- What to do: Count how many lines hold the word "React" and give that number as the whole answer.

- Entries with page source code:
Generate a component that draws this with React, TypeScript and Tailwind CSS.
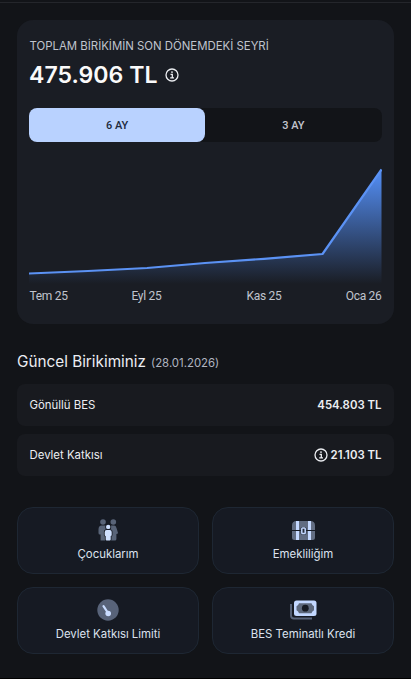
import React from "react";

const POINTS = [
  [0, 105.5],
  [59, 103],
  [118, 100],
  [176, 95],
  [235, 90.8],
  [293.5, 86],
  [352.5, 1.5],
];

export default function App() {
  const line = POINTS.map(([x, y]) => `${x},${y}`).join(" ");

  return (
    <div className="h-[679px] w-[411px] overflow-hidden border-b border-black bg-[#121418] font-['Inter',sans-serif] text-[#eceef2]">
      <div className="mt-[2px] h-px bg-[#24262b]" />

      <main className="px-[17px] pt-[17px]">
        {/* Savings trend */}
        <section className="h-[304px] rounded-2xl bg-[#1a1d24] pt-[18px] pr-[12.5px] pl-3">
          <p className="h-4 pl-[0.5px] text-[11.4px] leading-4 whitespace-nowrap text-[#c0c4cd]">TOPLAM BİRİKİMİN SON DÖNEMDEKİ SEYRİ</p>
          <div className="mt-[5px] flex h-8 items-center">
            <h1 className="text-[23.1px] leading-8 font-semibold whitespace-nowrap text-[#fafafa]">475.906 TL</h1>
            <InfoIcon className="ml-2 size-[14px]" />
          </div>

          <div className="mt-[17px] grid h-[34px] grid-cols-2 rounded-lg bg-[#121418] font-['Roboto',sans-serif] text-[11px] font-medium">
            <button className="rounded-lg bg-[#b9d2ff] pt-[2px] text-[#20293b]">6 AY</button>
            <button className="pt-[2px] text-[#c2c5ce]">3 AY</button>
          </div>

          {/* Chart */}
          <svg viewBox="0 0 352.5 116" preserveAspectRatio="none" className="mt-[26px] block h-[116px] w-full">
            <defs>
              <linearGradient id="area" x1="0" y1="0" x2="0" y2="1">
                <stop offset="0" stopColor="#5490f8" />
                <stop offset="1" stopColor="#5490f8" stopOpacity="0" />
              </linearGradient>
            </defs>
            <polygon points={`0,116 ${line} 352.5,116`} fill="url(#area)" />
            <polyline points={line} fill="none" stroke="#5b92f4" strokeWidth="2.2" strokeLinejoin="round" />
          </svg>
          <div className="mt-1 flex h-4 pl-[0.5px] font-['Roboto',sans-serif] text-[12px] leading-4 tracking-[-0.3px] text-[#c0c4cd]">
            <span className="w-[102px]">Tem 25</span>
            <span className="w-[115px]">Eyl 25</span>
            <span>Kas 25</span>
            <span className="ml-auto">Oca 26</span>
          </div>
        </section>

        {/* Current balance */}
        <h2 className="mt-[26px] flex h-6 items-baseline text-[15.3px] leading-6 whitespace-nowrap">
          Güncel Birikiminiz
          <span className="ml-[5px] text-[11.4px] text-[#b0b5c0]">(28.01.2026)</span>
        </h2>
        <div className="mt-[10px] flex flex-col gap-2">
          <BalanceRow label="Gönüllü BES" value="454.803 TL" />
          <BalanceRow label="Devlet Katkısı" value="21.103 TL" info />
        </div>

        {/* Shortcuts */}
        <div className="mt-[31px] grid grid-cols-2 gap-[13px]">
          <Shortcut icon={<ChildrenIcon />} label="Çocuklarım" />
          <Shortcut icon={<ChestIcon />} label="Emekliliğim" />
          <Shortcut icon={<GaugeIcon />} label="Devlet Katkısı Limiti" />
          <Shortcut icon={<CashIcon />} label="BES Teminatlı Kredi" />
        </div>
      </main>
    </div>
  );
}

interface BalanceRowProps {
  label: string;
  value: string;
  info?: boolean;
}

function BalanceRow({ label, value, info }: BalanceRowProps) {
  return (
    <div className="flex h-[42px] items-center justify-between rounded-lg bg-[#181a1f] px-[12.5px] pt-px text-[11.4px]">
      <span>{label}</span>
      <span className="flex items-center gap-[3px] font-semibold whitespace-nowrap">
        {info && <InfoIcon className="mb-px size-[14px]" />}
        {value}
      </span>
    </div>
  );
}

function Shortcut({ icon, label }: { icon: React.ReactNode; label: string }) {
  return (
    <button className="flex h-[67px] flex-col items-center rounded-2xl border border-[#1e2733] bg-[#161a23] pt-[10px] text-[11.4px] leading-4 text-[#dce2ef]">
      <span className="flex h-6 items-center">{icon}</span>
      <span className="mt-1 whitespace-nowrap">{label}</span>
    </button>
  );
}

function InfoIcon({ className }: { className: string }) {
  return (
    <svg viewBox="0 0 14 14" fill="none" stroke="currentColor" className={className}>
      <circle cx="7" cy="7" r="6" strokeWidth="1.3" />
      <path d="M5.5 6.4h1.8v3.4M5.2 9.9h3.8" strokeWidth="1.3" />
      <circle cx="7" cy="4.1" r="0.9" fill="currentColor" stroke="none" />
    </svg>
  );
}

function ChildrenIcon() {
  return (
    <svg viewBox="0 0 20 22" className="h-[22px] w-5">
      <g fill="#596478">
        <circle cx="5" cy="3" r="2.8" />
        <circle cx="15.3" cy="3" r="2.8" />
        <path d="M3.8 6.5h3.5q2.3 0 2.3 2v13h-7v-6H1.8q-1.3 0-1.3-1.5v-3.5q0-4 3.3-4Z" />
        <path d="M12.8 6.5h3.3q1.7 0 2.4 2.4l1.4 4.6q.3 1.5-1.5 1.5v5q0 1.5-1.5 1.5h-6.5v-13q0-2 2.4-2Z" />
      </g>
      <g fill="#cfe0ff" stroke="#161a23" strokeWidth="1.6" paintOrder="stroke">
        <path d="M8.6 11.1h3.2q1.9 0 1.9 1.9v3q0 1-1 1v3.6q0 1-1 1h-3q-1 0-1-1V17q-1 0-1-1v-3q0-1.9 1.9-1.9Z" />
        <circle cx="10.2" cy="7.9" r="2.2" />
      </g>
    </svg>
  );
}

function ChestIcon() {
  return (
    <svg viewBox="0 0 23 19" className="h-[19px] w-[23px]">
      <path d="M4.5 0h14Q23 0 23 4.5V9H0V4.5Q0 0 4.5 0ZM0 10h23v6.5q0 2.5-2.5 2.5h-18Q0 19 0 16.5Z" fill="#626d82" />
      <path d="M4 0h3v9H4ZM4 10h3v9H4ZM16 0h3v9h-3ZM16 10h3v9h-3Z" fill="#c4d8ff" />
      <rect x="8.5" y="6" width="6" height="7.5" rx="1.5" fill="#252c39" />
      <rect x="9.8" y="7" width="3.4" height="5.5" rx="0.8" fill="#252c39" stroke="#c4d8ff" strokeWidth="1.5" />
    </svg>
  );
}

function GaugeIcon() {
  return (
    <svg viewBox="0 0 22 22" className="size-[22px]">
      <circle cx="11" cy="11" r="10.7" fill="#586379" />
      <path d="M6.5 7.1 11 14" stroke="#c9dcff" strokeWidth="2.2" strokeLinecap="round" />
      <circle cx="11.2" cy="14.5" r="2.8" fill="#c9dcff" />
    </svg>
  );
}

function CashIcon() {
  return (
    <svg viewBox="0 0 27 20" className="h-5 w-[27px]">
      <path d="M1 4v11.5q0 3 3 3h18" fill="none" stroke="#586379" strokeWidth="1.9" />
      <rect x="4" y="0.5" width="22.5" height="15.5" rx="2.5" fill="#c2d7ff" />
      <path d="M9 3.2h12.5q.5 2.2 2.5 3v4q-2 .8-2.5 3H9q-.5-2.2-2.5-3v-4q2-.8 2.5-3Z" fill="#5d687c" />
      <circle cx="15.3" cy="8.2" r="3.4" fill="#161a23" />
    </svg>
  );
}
--
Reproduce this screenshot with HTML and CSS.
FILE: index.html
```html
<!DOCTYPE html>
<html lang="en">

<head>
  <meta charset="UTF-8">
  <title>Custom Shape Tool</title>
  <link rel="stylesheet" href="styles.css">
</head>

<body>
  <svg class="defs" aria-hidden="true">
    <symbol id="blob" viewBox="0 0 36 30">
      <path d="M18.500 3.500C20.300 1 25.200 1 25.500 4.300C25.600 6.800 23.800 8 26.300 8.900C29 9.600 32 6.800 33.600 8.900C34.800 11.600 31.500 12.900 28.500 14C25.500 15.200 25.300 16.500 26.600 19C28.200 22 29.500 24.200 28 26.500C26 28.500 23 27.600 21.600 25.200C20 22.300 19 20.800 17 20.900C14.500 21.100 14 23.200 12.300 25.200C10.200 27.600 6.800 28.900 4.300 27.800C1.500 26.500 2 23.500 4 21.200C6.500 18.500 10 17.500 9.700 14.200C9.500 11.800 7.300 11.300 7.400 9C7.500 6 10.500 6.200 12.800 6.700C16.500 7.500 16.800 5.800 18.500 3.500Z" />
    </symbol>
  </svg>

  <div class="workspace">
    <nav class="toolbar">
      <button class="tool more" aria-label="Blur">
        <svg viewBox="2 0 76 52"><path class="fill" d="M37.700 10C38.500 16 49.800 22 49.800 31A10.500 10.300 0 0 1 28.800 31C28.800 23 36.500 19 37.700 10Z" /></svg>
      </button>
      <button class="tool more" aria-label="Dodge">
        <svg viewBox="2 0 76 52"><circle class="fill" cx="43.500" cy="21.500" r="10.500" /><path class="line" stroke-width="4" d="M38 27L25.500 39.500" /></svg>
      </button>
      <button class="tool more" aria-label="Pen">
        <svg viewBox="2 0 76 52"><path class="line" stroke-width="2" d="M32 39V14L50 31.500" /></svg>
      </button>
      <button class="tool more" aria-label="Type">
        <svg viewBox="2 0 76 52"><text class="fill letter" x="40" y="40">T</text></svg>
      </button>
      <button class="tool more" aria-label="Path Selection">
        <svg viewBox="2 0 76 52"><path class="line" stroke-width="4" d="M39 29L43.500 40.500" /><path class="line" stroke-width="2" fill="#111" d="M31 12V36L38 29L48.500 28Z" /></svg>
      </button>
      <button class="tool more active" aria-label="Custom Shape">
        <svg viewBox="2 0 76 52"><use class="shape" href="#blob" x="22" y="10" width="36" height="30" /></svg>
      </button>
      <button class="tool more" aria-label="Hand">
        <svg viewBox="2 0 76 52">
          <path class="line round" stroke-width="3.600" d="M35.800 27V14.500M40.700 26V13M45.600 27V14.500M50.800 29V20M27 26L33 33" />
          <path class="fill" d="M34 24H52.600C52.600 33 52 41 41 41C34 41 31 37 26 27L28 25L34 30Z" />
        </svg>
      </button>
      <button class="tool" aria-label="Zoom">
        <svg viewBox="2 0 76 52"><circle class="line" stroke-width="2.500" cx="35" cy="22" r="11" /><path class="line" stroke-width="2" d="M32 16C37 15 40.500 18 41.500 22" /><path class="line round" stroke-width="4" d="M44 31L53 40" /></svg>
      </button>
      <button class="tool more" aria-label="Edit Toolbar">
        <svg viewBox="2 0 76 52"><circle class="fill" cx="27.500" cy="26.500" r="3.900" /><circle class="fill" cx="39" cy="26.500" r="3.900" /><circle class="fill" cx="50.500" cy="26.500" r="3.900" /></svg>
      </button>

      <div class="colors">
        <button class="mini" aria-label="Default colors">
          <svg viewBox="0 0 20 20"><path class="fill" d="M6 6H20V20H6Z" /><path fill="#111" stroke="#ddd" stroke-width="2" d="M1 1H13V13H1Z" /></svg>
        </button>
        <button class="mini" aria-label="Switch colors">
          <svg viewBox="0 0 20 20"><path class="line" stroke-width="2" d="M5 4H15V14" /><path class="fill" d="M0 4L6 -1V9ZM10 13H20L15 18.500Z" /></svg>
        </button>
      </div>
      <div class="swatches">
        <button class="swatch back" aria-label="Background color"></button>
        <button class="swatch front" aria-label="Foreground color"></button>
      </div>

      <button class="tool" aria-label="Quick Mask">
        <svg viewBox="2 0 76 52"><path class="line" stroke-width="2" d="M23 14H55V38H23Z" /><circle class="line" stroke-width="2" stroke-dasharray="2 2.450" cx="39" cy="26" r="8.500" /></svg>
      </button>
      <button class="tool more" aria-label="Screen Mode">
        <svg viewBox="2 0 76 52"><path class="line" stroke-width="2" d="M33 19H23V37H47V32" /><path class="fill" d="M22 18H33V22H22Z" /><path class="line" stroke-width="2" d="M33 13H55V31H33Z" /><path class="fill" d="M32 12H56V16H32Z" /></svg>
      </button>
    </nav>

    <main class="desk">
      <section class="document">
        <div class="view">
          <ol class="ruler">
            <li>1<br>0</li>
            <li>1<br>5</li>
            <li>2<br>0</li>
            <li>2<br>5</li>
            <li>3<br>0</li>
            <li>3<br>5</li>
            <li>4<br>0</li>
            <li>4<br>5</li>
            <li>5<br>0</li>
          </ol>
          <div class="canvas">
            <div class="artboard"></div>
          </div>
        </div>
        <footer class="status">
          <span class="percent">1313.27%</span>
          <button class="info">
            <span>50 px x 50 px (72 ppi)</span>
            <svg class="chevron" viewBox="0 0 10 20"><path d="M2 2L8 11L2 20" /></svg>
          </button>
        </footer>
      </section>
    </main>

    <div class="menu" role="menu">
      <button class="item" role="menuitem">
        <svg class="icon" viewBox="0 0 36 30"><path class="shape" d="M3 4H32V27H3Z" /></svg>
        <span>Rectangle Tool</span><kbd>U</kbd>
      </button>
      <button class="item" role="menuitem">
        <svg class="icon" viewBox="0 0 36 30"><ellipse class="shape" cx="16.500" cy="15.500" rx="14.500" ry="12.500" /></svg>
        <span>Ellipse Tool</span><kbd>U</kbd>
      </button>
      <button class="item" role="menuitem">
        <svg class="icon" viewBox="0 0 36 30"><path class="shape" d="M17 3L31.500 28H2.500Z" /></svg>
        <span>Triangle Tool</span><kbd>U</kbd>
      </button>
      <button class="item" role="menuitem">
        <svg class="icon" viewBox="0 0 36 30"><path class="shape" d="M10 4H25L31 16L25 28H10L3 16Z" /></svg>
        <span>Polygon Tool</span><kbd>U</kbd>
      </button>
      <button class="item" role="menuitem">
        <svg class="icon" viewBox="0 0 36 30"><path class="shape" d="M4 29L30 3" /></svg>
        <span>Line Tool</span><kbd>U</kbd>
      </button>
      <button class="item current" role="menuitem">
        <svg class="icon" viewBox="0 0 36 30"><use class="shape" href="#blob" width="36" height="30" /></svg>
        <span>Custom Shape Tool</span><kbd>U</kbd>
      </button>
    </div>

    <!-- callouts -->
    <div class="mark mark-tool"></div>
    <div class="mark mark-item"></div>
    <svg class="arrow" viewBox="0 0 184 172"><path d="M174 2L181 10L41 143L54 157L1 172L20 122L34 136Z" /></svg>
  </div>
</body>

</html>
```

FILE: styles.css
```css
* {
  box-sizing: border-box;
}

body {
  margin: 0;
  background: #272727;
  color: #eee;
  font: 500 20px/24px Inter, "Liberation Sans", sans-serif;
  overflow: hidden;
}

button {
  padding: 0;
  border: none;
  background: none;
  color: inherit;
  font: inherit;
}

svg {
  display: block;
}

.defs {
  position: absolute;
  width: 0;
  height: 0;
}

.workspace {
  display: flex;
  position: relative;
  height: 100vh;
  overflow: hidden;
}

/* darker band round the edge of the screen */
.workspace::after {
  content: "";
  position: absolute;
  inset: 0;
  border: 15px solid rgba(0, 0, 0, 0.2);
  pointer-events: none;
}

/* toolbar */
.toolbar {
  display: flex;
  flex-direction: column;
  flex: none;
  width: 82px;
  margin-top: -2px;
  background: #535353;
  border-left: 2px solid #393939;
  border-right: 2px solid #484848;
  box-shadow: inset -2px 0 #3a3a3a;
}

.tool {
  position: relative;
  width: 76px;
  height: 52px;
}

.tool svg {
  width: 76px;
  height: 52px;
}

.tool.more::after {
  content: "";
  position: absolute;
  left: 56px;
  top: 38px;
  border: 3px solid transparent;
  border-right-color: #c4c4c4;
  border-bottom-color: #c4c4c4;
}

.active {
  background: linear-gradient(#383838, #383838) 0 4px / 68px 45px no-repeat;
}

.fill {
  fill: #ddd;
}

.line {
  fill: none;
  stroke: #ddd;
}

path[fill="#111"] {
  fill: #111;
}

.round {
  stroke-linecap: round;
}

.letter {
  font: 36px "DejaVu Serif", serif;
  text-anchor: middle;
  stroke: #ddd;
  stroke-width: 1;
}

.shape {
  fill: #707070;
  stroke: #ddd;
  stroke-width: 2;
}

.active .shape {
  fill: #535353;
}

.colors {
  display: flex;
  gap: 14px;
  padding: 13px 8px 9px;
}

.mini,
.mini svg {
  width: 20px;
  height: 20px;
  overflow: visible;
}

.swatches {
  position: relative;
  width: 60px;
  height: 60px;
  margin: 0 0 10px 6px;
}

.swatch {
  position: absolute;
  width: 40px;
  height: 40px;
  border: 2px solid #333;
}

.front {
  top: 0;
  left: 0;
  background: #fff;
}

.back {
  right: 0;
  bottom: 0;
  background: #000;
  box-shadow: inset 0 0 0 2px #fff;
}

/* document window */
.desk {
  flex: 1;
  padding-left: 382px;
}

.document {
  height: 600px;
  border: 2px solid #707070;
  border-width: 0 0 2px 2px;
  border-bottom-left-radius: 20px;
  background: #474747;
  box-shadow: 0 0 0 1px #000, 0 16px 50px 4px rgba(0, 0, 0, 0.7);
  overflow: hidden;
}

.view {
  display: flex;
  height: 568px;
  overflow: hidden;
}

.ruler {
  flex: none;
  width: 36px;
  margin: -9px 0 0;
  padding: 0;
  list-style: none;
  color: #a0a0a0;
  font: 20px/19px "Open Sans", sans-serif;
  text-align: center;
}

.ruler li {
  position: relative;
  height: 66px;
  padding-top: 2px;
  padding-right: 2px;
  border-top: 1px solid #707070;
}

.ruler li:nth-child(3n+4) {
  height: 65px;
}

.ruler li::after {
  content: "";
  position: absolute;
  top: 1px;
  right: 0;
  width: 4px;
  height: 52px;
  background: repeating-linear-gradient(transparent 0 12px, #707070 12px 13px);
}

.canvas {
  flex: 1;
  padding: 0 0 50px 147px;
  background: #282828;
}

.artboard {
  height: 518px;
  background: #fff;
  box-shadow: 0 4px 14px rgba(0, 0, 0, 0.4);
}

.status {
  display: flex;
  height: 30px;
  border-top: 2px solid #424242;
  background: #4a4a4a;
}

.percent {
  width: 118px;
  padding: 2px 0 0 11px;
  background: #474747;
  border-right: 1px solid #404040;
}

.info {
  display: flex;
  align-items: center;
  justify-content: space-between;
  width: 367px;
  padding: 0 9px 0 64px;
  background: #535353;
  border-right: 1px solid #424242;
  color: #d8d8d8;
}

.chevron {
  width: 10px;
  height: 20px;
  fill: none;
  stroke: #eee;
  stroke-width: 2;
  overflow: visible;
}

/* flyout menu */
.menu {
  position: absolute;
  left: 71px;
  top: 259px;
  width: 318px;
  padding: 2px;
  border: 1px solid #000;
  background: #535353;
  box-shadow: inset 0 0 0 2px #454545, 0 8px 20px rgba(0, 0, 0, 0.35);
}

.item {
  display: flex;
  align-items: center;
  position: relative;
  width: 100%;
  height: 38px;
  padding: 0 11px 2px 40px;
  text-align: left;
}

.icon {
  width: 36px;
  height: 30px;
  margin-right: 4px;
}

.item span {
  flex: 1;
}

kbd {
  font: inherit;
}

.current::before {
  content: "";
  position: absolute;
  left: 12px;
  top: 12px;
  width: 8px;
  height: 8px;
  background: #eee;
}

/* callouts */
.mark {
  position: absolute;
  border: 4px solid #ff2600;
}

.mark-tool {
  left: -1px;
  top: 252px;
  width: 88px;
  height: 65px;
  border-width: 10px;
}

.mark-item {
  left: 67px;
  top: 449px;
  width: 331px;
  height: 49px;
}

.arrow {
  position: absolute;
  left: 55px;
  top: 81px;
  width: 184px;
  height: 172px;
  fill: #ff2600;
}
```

- Finished answer: 3